Je suis assez d’accord avec les artistes-interprètes sur cette question. La transparence est efficace quand on a un rapport de force qui n’est pas trop déséquilibré. Ce n’est pas le cas si vous avez un droit que vous ne pouvez pas vraiment faire valoir face au producteur sans rentrer dans une situation conflictuelle. La transparence servira aux artistes qui sont en bonne position et qui n’ont pas vraiment besoin de négocier mais elle n’aidera pas les petits. Pour autant, la notion de transparence est avant tout une bonne chose, elle permet de rééquilibrer le rapport de force pour un artiste, de faire jouer la concurrence, et d’avoir un éventuel recours. C’est pourquoi je soutiens ces amendements autour d’un droit inaliénable pour l’exploitation des œuvres sur les plateformes parce que ça permet des chances de revenus supplémentaires. J’ai d’ailleurs rencontré des représentants d’artistes-interprètes qui m’expliquaient comment cela se passe en Espagne où ce droit a été mis en place et où globalement les effets de déplacement des curseurs sur le partage de la valeur sont encourageants.

Est-ce que les acteurs de l’industrie musique ne sont pas clairement désavantagés dans la bataille du transfert de valeur avec les plateformes au niveau européen par l’opposition systémique entre producteurs et artistes-interprètes, par le manque de convergence entre les représentants des auteurs et, à l’échelle française, entre les différents représentants des artistes-interprètes ?

On est effectivement dans cette situation, qui s’explique par le fait que l’écosystème soit riche mais fragmenté. Il y a des intérêts catégoriels qui ne sont pas forcément convergents. Pendant longtemps, ce sont les producteurs qui ont utilisé les divergences d’intérêts catégoriels entre auteurs et interprètes et aujourd’hui ce sont les plateformes qui utilisent ces intérêts catégoriels entre tous les maillons de la chaine. Les acteurs culturels ont donc tout intérêt à s’accorder même s’il faut faire des concessions.

« Les lobbies du numérique ont une stratégie opaque loin du lobbying classique »

Beaucoup de choses sont dites sur l’influence considérable exercée par les acteurs américains à Bruxelles. Pouvez-vous expliquer comment est-ce que le lobbying des plateformes se matérialise au quotidien au sein des institutions européennes ?

Il faut distinguer le lobbying classique d’une autre forme de lobbying.
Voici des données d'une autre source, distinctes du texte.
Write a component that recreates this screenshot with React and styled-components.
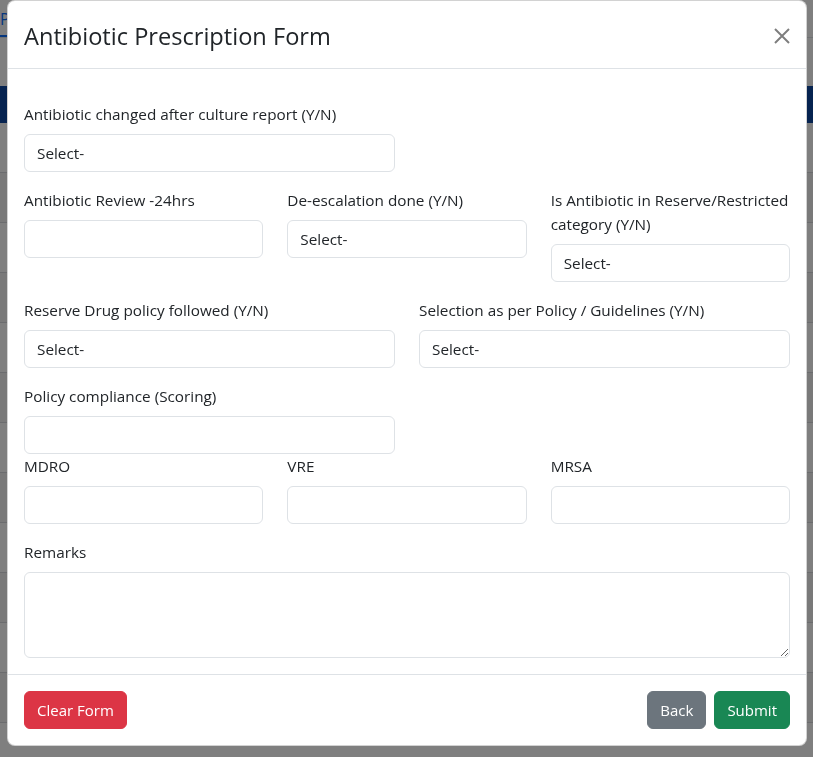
import React from 'react';
import styled, { createGlobalStyle } from 'styled-components';

const GlobalStyle = createGlobalStyle`
  * { box-sizing: border-box; }
  html, body {
    margin: 0;
    padding: 0;
    background: #fff;
    font-family: 'Open Sans', 'Noto Sans', sans-serif;
    color: #212529;
    overflow: hidden;
  }
`;

// the page that sits behind the backdrop
const Page = styled.div`
  height: 757px;
  background: #fff;
`;

const Tabs = styled.div`
  display: flex;
  height: 38px;
  border-bottom: 1px solid #dee2e6;
`;

const Tab = styled.div`
  padding: 8px 16px 0 0;
  color: #0d6efd;
  font-size: 16px;
  border-bottom: 2px solid #0d6efd;
`;

const TableHead = styled.div`
  margin-top: 48px;
  height: 37px;
  background: #0d47a1;
`;

const TableRow = styled.div`
  height: 50px;
  border-bottom: 1px solid #d6d9dc;
  background: ${({ striped }) => (striped ? '#f2f2f2' : '#fff')};
`;

const Backdrop = styled.div`
  position: fixed;
  inset: 0;
  background: rgba(0, 0, 0, 0.5);
`;

const Modal = styled.div`
  position: fixed;
  top: 0;
  left: 7px;
  width: 800px;
  background: #fff;
  border: 1px solid rgba(0, 0, 0, 0.175);
  border-radius: 8px;
  display: flex;
  flex-direction: column;
`;

const Header = styled.div`
  display: flex;
  align-items: center;
  padding: 17px 16px 14px;
  border-bottom: 1px solid #dee2e6;
`;

const Title = styled.h5`
  margin: 0;
  font-size: 23.6px;
  font-weight: 500;
  line-height: 36px;
  color: #212529;
`;

const CloseButton = styled.button`
  width: 32px;
  height: 32px;
  padding: 8px;
  margin: -8px -8px -8px auto;
  border: 0;
  background: transparent;
  opacity: 0.5;
  display: flex;
  align-items: center;
  justify-content: center;
  cursor: pointer;
`;

const Body = styled.div`
  padding: 33px 16px 0;
`;

const Row = styled.div`
  display: grid;
  grid-template-columns: repeat(${({ cols }) => cols}, 1fr);
  align-items: start;
  column-gap: 24px;
`;

const Group = styled.div`
  display: flex;
  flex-direction: column;
  margin-bottom: ${({ tight }) => (tight ? 0 : 16)}px;
`;

const Label = styled.label`
  font-size: 15.3px;
  line-height: 24px;
  margin-bottom: 8px;
`;

const fieldStyles = `
  width: 100%;
  height: 38px;
  padding: 6px 12px;
  font-family: inherit;
  font-size: 15.3px;
  line-height: 24px;
  color: #212529;
  background: #fff;
  border: 1px solid #dee2e6;
  border-radius: 6px;
  outline: none;
`;

const Input = styled.input`
  ${fieldStyles}
`;

const Select = styled.select`
  ${fieldStyles}
  appearance: none;
  -webkit-appearance: none;
`;

const TextArea = styled.textarea`
  ${fieldStyles}
  height: 86px;
  resize: vertical;
`;

const Footer = styled.div`
  display: flex;
  align-items: center;
  justify-content: space-between;
  padding: 12px;
  border-top: 1px solid #dee2e6;
  margin-top: 16px;
`;

const ButtonGroup = styled.div`
  display: flex;
`;

const colors = {
  danger: '#dc3545',
  secondary: '#6c757d',
  success: '#198754',
};

const Button = styled.button`
  margin: 4px;
  height: 38px;
  padding: 6px 12px;
  font-family: inherit;
  font-size: 15px;
  line-height: 24px;
  color: #fff;
  background: ${({ variant }) => colors[variant]};
  border: 1px solid ${({ variant }) => colors[variant]};
  border-radius: 6px;
  cursor: pointer;
`;

const SelectField = ({ label }) => (
  <Group>
    <Label>{label}</Label>
    <Select defaultValue="">
      <option value="">Select-</option>
      <option value="Y">Y</option>
      <option value="N">N</option>
    </Select>
  </Group>
);

const TextField = ({ label, tight }) => (
  <Group tight={tight}>
    <Label>{label}</Label>
    <Input type="text" />
  </Group>
);

export default function App() {
  const rows = [false, true, false, true, false, true, false, true, false, true, false, true];

  return (
    <>
      <GlobalStyle />
      <Page>
        <Tabs>
          <Tab>P</Tab>
        </Tabs>
        <TableHead />
        {rows.map((striped, i) => (
          <TableRow key={i} striped={striped} />
        ))}
      </Page>
      <Backdrop />
      <Modal>
        <Header>
          <Title>Antibiotic Prescription Form</Title>
          <CloseButton aria-label="Close">
            <svg width="16" height="16" viewBox="0 0 16 16">
              <path d="M1 1L15 15M15 1L1 15" stroke="#000" strokeWidth="2" />
            </svg>
          </CloseButton>
        </Header>
        <Body>
          <Row cols={2}>
            <SelectField label="Antibiotic changed after culture report (Y/N)" />
          </Row>
          <Row cols={3}>
            <TextField label="Antibiotic Review -24hrs" />
            <SelectField label="De-escalation done (Y/N)" />
            <SelectField label="Is Antibiotic in Reserve/Restricted category (Y/N)" />
          </Row>
          <Row cols={2}>
            <SelectField label="Reserve Drug policy followed (Y/N)" />
            <SelectField label="Selection as per Policy / Guidelines (Y/N)" />
          </Row>
          <Row cols={2}>
            <TextField label="Policy compliance (Scoring)" tight />
          </Row>
          <Row cols={3}>
            <TextField label="MDRO" />
            <TextField label="VRE" />
            <TextField label="MRSA" />
          </Row>
          <Group tight>
            <Label>Remarks</Label>
            <TextArea rows={3} />
          </Group>
        </Body>
        <Footer>
          <Button variant="danger">Clear Form</Button>
          <ButtonGroup>
            <Button variant="secondary">Back</Button>
            <Button variant="success">Submit</Button>
          </ButtonGroup>
        </Footer>
      </Modal>
    </>
  );
}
Dans le secteur de la culture, je vois passer tous les représentants d’intérêts, ceux des producteurs, des auteurs, des artistes-interprètes, qui se présentent pour ce qu’ils sont, il s’agit donc de lobbying transparent. A contrario, les plateformes ont une stratégie beaucoup plus sournoise et opaque. Outre le lobbying classique, il y a de l’organisation de colloques sur des sujets connexes, le financement de think thank et d’autres actions qui s’inscrivent dans toute une stratégie d’influence et d’imprégnation. On est loin du lobbying classique avec des acteurs viennent simplement présenter leurs arguments. Les lobbyistes du numérique, je les ai très peu rencontrés, contrairement à ceux de l’industrie culturelle qui font du lobbying classique.

En réalité, les plateformes n’ont pas vraiment besoin de cette forme de lobbying. Le dernier exemple en date, c’est une exposition du collectif ‘Create Refresh’ parrainée par un eurodéputé [ndlr : Tiemo Wölken], soutenue par un think tank financé entre autres par Google et Apple et qui est très proche du lobby des plateformes CCIA [ndlr : Center For Democracy and Technology]. Lors de cet évènement, des créateurs ont présenté des œuvres qui expliquent que l’article 13 est désastreux pour eux alors qu’ils ont été rémunérés pour le faire. Cette exposition était totalement prise en main par une campagne, #FixCopyright, portée par les deux entités précitées, mais elle était officiellement organisée par un autre collectif qui répond aux exigences en matière de lobbying et a donc évité à cette campagne de s’enregistrer dans le registre de transparence. Cette stratégie de dissimulation par le biais d’écrans successifs est totalement opaque.